2. Acts of Service: As previously mentioned, this was one I identified with immediately. As a single mom, I have come to appreciate any help I can get. I also like to think of myself as thoughtful, so to me, acts of service are a deliberately thoughtful show of love because someone took the time to get to know what I needed, and gave that to me. I am always so touched by this level of kindness, and it moves me. I also like to think out of the box and do this for others, and it makes me feel good. I feel like in this area, I have an equal balance of give and take, so it works.


3. Receiving Gifts: I actually hate receiving gifts—except if they are for service (like massages, travel/day experiences, etc. because I equate those to acts of service for whatever reason). I don’t like material gifts. My first husband would try to buy my expensive things, and I would get upset because that’s not me—it never was. My love cannot be “bought,” it needs to be felt. But I am wondering now if my bawking at grandiose material gestures is because I don’t have a love of material items, or because I actually feel unworthy of such extravagance. Although it is true I am not big on most material items by practical nature, and feel like some things are a waste of money when they could better spent on experiences, I do feel super uncomfortable with luxury items as gifts. Who am I to deserve such things? And if I did, I should be able to afford them myself. Another insight to look into about myself. As if I am the only one who can determine what I deserve, or deny someone the right to express love in that way because they think I am worth it.

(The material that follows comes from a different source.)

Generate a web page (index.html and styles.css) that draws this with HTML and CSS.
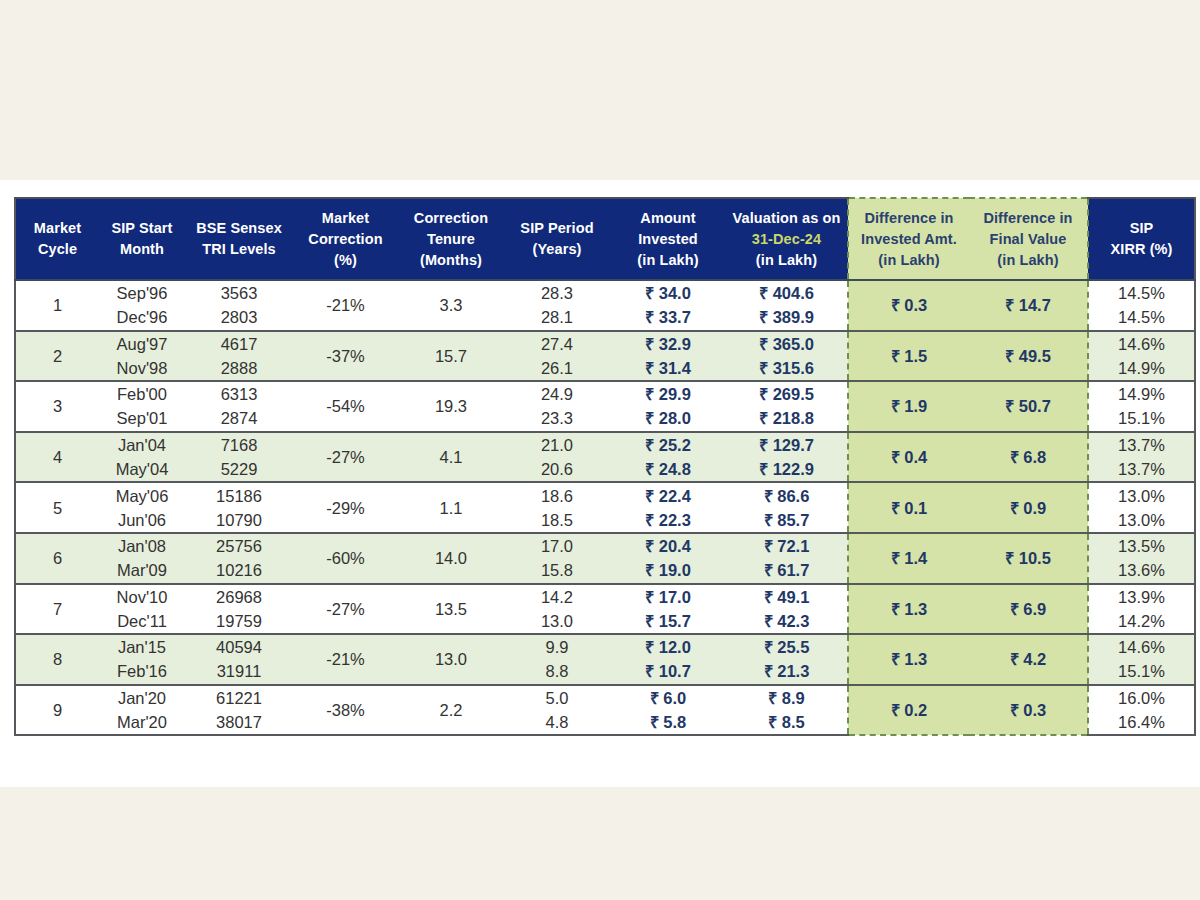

4. Quality Time: Although I am pretty settled in my ways and love my time for independence, I think quality time with others has grown to be more important these days. A few years ago when I discovered the love languages at first, I knew it about myself to not be demanding of quality time because I also need self time. But now when I think about this, I can see that quality time with others is important to me—and that I have more than enough time for me. It’s a balance I appreciate as I expand my social interactions, and enjoy my family Tuesdays. So. I’d say this has grown to be an appreciated love language gesture that I accept graciously. If someone wants to set aside time just for me (or us), then that is a wonderful feeling.


5. Words of Affirmation: I hold this in high regard—perhaps too high. It makes me feel special and worthwhile to be acknowledged. It’s like the blood in my veins—I need it to survive. I can’t give it to myself enough (insert therapy session here), so I depend on the words of others to feel lovable enough to give it to myself. That’s a dangerous path, because I have been known to even fall for or cling onto false praise. Narcissists who knew my hot button had no problem drawing me in with their praise-flowing words. I am seeking to find the truth in genuine compliments and less-than-honorous verbal approvals. The key to that is most likely in taking on my words of affirmation for myself, so that I don’t need the validation, and can instead spot and accept real compliments as they come without attaching meaning to it.


So, there you have it! My love language self assessment. I think this little exercise helped me to see where I still have yet to work on myself, and I appreciate that unexpected insight. I highly recommend that everyone take this challenge to compare and see where maybe you can find areas to allow more love into your life—from yourself and others.